# PROVIDED MATERIAL

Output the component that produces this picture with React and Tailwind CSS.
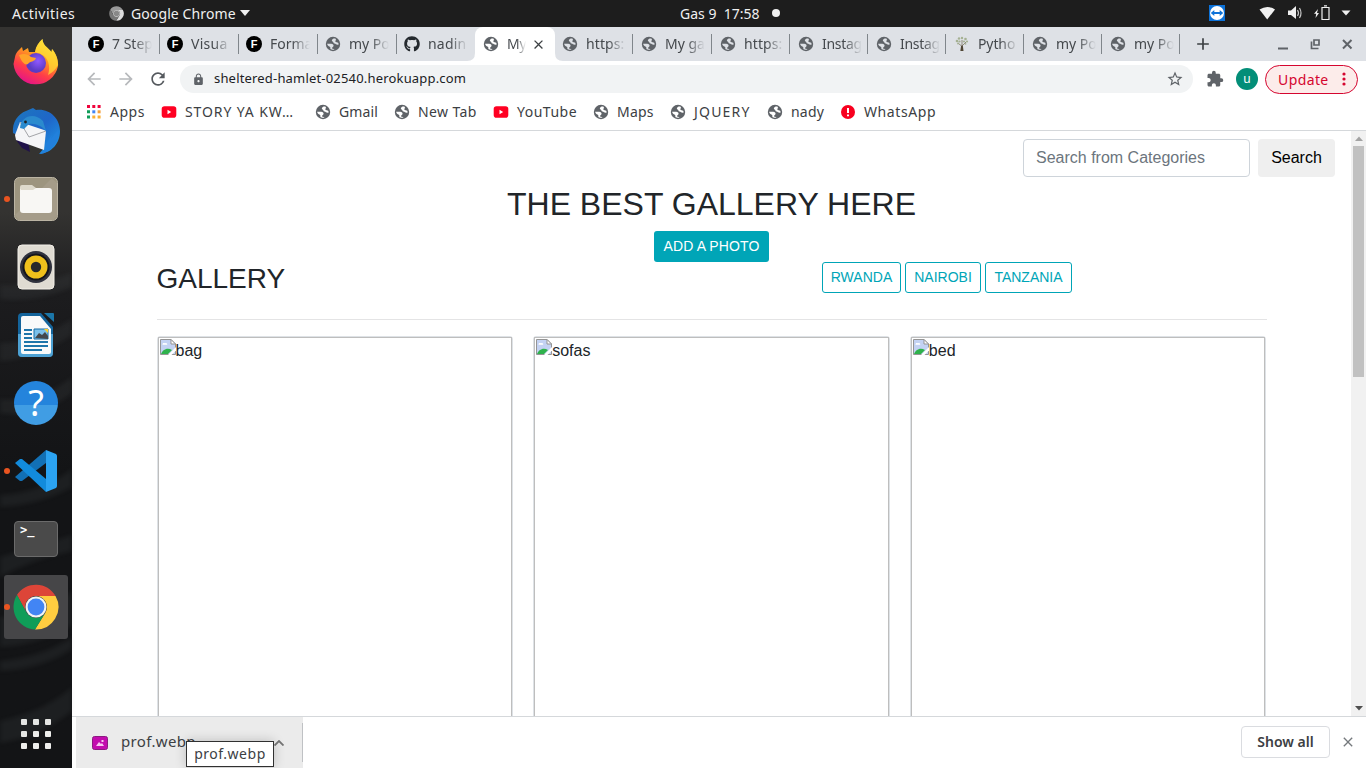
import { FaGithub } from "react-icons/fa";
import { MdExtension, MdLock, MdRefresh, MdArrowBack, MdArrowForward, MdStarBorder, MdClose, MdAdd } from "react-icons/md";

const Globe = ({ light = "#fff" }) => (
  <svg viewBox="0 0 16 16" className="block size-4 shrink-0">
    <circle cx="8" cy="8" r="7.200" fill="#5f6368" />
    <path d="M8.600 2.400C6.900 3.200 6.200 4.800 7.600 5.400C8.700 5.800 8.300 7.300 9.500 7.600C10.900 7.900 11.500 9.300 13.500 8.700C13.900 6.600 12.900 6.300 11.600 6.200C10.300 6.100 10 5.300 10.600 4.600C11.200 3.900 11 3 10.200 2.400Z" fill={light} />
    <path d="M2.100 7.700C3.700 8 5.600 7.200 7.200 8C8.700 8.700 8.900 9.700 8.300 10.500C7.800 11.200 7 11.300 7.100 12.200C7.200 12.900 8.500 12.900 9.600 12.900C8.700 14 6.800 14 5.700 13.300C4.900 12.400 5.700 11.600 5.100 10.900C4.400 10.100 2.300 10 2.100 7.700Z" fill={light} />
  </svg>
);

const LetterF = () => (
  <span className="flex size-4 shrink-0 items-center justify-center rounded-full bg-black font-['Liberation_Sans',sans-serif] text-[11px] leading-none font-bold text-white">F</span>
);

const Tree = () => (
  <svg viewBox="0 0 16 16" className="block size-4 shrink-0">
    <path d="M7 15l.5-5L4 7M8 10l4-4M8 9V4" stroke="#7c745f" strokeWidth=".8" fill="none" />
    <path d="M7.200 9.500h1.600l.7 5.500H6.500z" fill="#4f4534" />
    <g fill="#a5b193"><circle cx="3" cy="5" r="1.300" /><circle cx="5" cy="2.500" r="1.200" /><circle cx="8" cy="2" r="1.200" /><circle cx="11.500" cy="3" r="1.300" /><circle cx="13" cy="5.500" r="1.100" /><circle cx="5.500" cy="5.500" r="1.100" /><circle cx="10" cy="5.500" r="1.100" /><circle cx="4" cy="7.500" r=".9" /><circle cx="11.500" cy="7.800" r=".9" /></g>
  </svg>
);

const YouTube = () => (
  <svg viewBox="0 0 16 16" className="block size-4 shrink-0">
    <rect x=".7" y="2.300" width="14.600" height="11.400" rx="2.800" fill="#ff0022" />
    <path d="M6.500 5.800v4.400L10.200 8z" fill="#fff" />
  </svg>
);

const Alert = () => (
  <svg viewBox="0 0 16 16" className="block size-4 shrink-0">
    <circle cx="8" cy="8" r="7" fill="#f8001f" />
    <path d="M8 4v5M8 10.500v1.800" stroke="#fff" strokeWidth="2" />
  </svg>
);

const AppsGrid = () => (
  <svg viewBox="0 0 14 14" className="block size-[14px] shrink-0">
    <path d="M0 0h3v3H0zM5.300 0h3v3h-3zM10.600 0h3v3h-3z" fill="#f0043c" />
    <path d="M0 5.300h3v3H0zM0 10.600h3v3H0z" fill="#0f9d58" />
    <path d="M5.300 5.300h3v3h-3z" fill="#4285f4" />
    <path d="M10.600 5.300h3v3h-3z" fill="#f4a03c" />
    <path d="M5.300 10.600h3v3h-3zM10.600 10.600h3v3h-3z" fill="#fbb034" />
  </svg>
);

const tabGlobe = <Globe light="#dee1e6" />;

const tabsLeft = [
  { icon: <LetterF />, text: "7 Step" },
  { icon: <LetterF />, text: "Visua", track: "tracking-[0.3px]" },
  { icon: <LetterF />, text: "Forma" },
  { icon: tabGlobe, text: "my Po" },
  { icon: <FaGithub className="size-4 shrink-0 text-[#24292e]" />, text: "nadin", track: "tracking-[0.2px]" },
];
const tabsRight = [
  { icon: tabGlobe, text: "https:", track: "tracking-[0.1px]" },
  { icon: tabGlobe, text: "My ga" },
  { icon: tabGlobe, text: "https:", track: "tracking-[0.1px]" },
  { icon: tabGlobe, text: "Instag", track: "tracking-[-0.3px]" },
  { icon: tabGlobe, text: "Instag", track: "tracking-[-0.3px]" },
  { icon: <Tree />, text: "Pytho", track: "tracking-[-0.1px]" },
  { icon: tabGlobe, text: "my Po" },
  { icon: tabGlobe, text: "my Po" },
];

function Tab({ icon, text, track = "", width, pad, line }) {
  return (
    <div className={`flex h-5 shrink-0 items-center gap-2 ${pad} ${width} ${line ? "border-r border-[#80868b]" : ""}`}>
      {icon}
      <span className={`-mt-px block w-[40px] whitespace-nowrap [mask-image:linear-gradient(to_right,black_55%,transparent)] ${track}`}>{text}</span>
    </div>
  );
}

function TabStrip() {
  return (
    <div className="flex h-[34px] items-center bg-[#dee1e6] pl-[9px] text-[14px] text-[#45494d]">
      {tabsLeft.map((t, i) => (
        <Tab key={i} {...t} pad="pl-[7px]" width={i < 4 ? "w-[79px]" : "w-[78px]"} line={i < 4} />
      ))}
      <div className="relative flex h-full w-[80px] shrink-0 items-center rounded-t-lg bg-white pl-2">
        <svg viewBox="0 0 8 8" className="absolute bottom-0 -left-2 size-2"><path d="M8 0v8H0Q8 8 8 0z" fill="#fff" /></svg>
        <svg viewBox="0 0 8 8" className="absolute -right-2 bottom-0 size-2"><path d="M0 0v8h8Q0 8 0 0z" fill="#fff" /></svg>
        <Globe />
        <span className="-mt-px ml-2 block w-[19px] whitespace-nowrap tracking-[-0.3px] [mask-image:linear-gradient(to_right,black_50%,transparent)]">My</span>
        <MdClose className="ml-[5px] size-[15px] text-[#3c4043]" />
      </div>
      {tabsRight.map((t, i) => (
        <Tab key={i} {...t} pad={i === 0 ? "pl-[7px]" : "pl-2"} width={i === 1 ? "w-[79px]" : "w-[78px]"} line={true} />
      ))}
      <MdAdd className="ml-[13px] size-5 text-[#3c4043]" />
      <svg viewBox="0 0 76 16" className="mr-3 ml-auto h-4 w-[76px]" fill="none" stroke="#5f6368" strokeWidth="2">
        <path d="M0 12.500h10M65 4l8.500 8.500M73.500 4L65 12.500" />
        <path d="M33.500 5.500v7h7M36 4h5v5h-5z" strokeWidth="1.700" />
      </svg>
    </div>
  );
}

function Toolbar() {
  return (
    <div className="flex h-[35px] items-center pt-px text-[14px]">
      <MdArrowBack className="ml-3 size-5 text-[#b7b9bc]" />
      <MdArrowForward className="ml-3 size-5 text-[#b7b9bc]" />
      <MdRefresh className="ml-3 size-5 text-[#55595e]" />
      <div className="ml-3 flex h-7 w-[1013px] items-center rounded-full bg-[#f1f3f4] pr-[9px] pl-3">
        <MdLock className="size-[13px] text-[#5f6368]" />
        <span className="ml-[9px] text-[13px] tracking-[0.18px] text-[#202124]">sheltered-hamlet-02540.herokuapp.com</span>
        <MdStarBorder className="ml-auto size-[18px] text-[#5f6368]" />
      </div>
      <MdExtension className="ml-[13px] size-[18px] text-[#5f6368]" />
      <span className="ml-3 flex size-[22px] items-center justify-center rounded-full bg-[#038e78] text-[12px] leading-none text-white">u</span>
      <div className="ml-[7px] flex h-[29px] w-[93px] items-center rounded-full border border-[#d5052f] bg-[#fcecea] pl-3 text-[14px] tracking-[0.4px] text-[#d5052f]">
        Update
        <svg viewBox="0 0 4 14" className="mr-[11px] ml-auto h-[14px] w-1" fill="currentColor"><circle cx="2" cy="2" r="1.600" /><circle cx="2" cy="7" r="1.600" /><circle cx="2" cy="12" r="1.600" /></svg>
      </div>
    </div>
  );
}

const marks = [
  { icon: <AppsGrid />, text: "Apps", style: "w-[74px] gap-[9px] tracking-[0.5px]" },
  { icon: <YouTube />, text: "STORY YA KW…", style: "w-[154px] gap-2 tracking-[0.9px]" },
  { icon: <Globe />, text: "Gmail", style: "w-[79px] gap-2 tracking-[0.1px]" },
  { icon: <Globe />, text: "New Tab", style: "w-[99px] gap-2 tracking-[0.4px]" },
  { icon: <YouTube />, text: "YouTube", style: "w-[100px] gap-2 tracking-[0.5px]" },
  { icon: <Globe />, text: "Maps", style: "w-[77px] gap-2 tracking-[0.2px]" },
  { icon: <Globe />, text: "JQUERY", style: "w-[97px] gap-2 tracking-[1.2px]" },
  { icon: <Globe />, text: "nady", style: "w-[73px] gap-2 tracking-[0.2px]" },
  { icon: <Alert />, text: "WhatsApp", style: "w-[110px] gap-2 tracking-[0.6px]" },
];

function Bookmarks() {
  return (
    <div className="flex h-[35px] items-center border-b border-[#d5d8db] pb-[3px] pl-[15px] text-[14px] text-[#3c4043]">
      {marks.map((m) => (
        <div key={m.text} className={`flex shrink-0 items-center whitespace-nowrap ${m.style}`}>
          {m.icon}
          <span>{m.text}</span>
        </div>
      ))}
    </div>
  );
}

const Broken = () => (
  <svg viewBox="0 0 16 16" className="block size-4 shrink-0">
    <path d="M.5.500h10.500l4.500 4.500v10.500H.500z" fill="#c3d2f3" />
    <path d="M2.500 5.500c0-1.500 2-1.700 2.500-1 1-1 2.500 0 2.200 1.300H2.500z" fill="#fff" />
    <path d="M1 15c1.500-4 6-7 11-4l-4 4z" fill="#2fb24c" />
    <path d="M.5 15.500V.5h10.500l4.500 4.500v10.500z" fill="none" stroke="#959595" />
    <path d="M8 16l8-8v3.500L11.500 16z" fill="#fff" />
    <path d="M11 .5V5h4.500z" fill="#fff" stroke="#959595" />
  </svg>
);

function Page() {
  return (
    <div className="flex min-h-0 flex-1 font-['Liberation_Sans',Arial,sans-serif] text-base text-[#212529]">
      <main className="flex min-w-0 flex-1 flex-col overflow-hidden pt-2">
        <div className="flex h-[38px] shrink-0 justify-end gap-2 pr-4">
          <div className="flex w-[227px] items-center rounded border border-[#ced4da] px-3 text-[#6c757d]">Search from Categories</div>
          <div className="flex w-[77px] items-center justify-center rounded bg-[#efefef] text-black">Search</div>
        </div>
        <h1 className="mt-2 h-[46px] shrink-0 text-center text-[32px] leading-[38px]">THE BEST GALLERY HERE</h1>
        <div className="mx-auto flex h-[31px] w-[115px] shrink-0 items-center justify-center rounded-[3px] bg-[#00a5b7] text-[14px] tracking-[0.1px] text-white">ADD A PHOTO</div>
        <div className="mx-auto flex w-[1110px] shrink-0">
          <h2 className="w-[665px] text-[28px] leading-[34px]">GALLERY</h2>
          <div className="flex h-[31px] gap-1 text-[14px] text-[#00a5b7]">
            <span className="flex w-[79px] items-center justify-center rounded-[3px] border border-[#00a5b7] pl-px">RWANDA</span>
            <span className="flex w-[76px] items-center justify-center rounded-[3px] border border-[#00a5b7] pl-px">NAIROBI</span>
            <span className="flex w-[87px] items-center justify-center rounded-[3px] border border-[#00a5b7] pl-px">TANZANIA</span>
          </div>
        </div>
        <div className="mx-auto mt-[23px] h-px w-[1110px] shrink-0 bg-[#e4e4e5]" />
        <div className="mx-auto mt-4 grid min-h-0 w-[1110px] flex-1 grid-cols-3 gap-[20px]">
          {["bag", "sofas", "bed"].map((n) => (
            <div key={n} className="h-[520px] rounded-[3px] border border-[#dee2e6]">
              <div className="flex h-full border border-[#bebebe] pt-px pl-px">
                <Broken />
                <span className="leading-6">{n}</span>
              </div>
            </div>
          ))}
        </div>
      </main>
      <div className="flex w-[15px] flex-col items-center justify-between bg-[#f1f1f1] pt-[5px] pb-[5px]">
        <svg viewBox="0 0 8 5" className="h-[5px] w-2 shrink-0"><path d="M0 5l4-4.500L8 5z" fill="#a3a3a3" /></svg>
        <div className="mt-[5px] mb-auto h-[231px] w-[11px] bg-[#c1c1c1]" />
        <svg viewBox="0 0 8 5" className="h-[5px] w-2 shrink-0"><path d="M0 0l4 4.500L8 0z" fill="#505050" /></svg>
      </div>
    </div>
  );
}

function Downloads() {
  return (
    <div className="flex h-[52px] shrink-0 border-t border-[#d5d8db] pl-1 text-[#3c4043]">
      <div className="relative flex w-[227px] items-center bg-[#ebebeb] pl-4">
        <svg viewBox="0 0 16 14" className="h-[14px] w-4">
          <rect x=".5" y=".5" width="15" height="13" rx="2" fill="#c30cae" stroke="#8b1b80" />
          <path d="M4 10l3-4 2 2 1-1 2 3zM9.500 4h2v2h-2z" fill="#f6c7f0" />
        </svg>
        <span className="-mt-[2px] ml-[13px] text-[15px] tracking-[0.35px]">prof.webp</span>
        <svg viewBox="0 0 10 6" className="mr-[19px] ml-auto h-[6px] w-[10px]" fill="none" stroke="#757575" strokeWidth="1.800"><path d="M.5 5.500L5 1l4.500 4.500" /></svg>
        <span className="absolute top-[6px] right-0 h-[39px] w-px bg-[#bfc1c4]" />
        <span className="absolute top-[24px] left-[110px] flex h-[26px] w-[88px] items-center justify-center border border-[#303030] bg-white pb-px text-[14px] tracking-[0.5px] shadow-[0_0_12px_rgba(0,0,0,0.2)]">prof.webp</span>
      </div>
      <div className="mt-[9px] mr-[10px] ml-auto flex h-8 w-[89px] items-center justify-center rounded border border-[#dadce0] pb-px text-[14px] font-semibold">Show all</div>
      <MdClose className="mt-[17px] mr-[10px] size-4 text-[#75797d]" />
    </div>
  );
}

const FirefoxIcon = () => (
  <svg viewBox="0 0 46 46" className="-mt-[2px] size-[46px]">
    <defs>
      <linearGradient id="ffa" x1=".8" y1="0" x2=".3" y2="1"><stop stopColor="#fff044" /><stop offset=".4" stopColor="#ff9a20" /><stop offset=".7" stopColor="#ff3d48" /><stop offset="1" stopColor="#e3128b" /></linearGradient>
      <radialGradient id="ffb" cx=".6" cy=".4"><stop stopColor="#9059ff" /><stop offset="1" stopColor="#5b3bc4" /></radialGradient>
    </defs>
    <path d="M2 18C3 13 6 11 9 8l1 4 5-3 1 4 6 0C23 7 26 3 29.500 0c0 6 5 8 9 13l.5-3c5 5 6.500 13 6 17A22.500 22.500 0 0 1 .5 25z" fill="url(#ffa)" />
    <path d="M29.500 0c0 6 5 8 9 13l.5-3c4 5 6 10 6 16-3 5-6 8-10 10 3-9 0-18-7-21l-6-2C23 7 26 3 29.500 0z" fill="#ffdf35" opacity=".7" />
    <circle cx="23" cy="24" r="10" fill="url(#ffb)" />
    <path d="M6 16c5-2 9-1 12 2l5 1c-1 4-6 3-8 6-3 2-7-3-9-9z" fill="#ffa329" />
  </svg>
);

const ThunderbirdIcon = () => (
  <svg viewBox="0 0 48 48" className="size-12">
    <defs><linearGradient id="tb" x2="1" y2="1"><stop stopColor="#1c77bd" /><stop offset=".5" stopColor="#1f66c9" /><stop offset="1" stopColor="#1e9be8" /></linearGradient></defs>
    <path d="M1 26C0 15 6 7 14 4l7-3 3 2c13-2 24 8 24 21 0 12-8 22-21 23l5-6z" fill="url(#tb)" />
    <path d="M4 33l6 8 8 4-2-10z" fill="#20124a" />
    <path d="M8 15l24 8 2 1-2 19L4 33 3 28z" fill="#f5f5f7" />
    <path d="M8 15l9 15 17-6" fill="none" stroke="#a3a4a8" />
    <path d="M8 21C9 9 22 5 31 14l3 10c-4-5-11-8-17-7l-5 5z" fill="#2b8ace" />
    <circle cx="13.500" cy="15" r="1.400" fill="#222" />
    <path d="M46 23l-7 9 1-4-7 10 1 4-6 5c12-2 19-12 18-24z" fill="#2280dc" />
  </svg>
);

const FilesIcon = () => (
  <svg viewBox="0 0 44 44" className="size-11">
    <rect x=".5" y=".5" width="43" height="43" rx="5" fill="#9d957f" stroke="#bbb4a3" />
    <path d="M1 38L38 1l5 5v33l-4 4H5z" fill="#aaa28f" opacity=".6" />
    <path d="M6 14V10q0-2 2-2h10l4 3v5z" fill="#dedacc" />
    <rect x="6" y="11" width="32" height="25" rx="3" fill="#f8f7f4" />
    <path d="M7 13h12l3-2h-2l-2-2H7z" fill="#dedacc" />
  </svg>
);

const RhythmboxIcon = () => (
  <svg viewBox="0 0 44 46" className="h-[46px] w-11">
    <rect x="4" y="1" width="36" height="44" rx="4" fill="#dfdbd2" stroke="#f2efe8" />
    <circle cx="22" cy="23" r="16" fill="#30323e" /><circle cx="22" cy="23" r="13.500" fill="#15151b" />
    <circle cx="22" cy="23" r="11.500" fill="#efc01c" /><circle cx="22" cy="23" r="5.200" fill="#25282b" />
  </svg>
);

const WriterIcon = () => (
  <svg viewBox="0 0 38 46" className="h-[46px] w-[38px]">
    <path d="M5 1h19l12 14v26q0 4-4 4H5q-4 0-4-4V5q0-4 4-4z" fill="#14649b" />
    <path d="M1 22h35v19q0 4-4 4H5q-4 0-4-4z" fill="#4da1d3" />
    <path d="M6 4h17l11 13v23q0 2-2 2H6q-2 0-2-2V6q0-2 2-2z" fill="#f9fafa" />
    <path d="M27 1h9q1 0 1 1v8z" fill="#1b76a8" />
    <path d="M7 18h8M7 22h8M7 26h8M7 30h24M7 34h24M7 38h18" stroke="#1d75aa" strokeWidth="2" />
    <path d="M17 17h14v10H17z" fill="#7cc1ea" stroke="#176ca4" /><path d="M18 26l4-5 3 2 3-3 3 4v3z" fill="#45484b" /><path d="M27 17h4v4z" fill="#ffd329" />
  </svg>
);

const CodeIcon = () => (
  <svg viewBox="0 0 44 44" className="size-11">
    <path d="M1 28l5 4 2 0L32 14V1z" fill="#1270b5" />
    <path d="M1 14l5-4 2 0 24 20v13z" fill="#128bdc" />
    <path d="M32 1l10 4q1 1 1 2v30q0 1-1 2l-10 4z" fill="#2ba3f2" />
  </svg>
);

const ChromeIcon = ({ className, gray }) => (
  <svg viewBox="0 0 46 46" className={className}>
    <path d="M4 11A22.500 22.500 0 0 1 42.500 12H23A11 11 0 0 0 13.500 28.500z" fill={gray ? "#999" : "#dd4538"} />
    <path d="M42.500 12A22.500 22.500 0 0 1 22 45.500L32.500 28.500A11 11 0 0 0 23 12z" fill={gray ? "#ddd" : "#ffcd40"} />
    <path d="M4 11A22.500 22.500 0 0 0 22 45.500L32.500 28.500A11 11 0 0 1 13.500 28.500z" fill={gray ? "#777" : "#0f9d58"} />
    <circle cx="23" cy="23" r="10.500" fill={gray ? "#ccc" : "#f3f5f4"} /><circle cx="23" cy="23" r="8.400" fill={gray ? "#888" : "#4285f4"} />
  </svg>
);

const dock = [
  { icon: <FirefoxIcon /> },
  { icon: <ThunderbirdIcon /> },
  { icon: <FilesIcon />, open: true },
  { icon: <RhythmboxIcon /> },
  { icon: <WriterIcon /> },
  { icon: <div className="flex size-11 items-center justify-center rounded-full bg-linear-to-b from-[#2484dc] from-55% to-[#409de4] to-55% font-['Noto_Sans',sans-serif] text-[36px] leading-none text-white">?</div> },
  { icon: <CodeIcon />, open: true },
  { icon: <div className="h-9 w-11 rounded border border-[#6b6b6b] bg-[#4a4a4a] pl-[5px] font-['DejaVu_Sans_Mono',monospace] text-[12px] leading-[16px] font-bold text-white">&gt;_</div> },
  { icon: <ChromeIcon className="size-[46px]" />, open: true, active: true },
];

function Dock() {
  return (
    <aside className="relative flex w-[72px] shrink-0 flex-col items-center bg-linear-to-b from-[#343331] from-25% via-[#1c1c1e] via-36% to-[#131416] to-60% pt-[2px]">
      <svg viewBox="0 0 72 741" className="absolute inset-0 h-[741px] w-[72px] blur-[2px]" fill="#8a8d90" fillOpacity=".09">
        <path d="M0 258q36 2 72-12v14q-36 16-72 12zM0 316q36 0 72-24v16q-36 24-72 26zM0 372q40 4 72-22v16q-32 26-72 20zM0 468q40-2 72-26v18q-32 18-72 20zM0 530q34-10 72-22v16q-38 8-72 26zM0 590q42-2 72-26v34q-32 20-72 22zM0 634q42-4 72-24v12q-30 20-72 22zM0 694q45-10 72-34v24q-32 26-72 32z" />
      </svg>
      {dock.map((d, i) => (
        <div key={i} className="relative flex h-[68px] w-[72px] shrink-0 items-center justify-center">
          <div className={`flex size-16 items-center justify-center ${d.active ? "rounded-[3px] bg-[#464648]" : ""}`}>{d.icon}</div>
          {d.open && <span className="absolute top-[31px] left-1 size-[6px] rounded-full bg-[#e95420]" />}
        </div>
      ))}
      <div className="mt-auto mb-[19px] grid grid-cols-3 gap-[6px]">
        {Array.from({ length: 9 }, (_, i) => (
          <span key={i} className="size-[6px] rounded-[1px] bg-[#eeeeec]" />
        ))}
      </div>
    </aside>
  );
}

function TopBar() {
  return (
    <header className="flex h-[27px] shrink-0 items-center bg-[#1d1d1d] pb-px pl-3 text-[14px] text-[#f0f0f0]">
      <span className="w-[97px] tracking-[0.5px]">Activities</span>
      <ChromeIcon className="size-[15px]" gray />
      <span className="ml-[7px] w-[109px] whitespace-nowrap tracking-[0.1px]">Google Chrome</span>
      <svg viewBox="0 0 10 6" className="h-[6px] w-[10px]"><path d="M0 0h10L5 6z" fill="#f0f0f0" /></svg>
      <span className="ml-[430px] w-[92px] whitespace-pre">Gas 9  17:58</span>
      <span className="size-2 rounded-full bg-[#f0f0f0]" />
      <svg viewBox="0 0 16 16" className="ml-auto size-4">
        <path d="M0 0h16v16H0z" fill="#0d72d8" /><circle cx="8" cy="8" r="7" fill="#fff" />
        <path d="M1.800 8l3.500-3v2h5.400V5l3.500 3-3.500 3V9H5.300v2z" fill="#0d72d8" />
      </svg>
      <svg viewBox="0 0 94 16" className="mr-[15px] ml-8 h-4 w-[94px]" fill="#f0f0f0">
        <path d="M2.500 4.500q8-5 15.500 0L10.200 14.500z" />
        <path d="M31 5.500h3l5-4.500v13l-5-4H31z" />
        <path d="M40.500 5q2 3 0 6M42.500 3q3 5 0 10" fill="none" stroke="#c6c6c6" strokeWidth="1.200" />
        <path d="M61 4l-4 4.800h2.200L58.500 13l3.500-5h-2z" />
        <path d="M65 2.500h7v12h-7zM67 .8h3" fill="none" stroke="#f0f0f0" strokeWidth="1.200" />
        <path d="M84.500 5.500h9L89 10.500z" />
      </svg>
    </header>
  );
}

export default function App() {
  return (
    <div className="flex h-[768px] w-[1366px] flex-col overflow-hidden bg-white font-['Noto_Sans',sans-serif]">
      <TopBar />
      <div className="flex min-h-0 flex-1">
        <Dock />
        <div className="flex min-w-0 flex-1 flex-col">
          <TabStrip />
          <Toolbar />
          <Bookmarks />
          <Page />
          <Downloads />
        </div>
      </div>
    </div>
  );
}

# PROBLEM TO WORK ON
Please take the lines from the beginning of the data above through the line holding "MdStarBorder, MdClose, MdAdd" and transcribe them exactly, without any pictures.

# SOLUTION FOR THIS TASK
Output the component that produces this picture with React and Tailwind CSS.
import { FaGithub } from "react-icons/fa";
import { MdExtension, MdLock, MdRefresh, MdArrowBack, MdArrowForward, MdStarBorder, MdClose, MdAdd } from "react-icons/md";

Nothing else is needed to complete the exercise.